Share this

by
Antibiotics in ethanol: An unnecessary risk despite the spin

 Used with permission from the USDA Agriculture Research Service. 

“Antibiotic levels nearly nil” screams the headline from this article in the industry trade publication, National Hog Farmer. It was a piece of spin doctoring in response to IATP’s report earlier this month on the widespread and unregulated use of human antibiotics in ethanol production. Ethanol producers use antibiotics to control bacterial outbreaks during production, which can interfere with the fermentation process and lower ethanol yields.

Our report, “Bugs in the System,” made some basic points:

  1. We know antibiotic use, wherever it occurs, can drive antibiotic resistance.
  2. Antibiotics in ethanol, we now know, leaves residues in what are known as “distillers grains” (DGS) a co-product that gets sold as livestock feed. The FDA has determined that sales of antibiotics to the ethanol  industry should be restricted, but has turned a blind eye to actually regulating such sales.
  3. Using human-medicine antibiotics and their analogues to produce much of the nearly 14 billion gallons of ethanol produced each year is both unnecessary and a pretty poor idea. Many ethanol producers have turned to non-antibiotic alternatives, which are readily available and effective, and those producers remain profitable.

The industry has said nothing to refute points #1 and #3. They can’t. They are irrefutable. The process of antibiotic resistance is basic to microbiology. POET, the world’s largest ethanol producer, is certified antibiotic-free.

Instead, they are attempting to quibble with point number two. Not the fact that antibiotic residues in DGS are basically illegal; they don’t address that.  What the industry is trying to tell hog farmers is that residues in DGS don’t pose any risk. Let’s pick that argument apart.

As I said, the basics of microbiology are that ANY exposure bacteria have to antibiotics can increase the pressure selecting for antibiotic resistance. Simply put, what happens is that the antibiotics, especially at lower levels of exposure, rather than killing off all the bacteria will tend to create conditions where the most naturally resistant bacteria are precisely the ones to thrive and multiply.  On this basis alone, more enlightened veterinary regulators in Europe have taken pains to eliminate antibiotic use wherever possible in livestock feed and livestock production.

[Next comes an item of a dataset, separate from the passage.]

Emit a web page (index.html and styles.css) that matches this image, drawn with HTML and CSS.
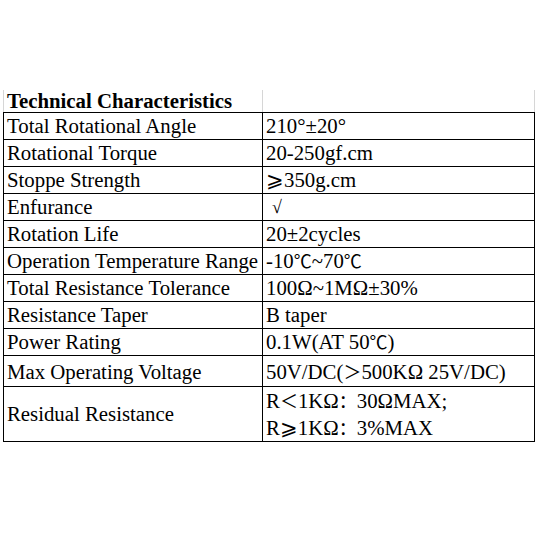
FILE: index.html
```html
<!DOCTYPE html>
<html>
<head>
<meta charset="utf-8">
<link rel="stylesheet" href="styles.css">
</head>
<body>
<table class="spec">
  <tr class="head"><td class="k">Technical Characteristics</td><td class="v"></td></tr>
  <tr class="row"><td class="k">Total Rotational Angle</td><td class="v">210°±20°</td></tr>
  <tr class="row"><td class="k">Rotational Torque</td><td class="v">20-250gf.cm</td></tr>
  <tr class="row"><td class="k">Stoppe Strength</td><td class="v">⩾350g.cm</td></tr>
  <tr class="row"><td class="k">Enfurance</td><td class="v"><span class="check">√</span></td></tr>
  <tr class="row"><td class="k">Rotation Life</td><td class="v">20±2cycles</td></tr>
  <tr class="row"><td class="k">Operation Temperature Range</td><td class="v">-10<span class="cj">℃</span>~70<span class="cj">℃</span></td></tr>
  <tr class="row"><td class="k">Total Resistance Tolerance</td><td class="v">100Ω~1MΩ±30%</td></tr>
  <tr class="row"><td class="k">Resistance Taper</td><td class="v">B taper</td></tr>
  <tr class="row"><td class="k">Power Rating</td><td class="v">0.1W(AT 50<span class="cj">℃</span>)</td></tr>
  <tr class="row tall"><td class="k">Max Operating Voltage</td><td class="v">50V/DC(<span class="cj">＞</span>500KΩ 25V/DC)</td></tr>
  <tr class="row double"><td class="k">Residual Resistance</td><td class="v"><div class="ln">R<span class="cj">＜</span>1KΩ<span class="cj">：</span>30ΩMAX;</div><div class="ln">R⩾1KΩ<span class="cj">：</span>3%MAX</div></td></tr>
</table>
</body>
</html>
```
FILE: styles.css
```css
html, body {
  margin: 0;
  padding: 0;
  background: #ffffff;
}
body {
  padding: 90px 0 0 3px;
  font-family: "Liberation Serif", "Noto Sans CJK SC", serif;
  color: #000000;
}
.spec {
  border-collapse: collapse;
  table-layout: fixed;
  width: 530px;
}
.spec td {
  padding: 0 0 0 3px;
  font-size: 20.8px;
  line-height: 22px;
  vertical-align: bottom;
  white-space: nowrap;
  overflow: hidden;
}
.spec td.k { width: 255px; }
.spec td.v { width: 268px; }
.head td {
  height: 21px;
  font-weight: bold;
  border-left: 1px solid #d6d6d6;
  border-right: 1px solid #d6d6d6;
  border-bottom: 1.5px solid #000;
  padding-bottom: 0;
}
.row td {
  height: 24px;
  border: 1.5px solid #000;
  padding-bottom: 2px;
}
.row.tall td { height: 27px; padding-bottom: 3px; }
.row.double td { height: 54px; vertical-align: middle; padding-bottom: 0; }
.ln { line-height: 27px; }
.cj {
  font-family: "Noto Sans CJK SC", sans-serif;
  font-size: 18px;
}
.check {
  display: inline-block;
  padding-left: 6px;
  font-size: 18px;
}
```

It’s not the residue levels in distillers grains that is most at issue here, it is the total amount of antibiotics used in animal agriculture, including those that ending up in DGS. From data collected by the FDA from pharmaceutical companies, we know that more than 29 million lbs per year of antibiotic are given to food animals, of which around ¾ are antibiotics put into feed or water for purposes other than treating sick animals. Signficantly, these data don’t include the antibiotics being used to produce billions of gallons of ethanol per year, that then end up in DGS. Legally, pharmaceutical companies haven’t had to divulge that total, but we know it only comes ATOP the other 29 million pounds.

The second point is that interesting turn of phrase in the Hog Farmer headline, “nearly nil.” As anyone knows, almost nil is not nil. Almost no residues is not the same as no residues. And almost no increase in resistance isn’t the same as no increase.

The National Hog Farmer story pointed to unpublished University of Minnesota research that we also mentioned in our report. In fact, that research shows that all 117 samples of distillers grains the researchers tested contained residues of antibiotics. Every one. At issue is only whether the hog industry and the pharmaceutical industry deem these levels “significant.” As we also reported, a study done by FDA’s own researchers at the Center for Veterinary Medicine showed that antibiotic residues at levels found on distillers grains inhibited growth of bacteria in petri dishes. This is proof that the residues are capable of causing antibiotic resistance. As public health advocates, we certainly think this significant, especially since many responsible ethanol producers have chosen not to use antibiotics—they are simply unnecessary.

Perhaps one shouldn’t be surprised the ethanol producers already needlessly using antibiotics would continue to do so. The FDA’s certainly doing nothing to stop them. Moreover, the odds are nearly nil that pharmaceutical companies will volunteer to “just say no” to peddling to ethanol companies the same medicines that doctors rely on.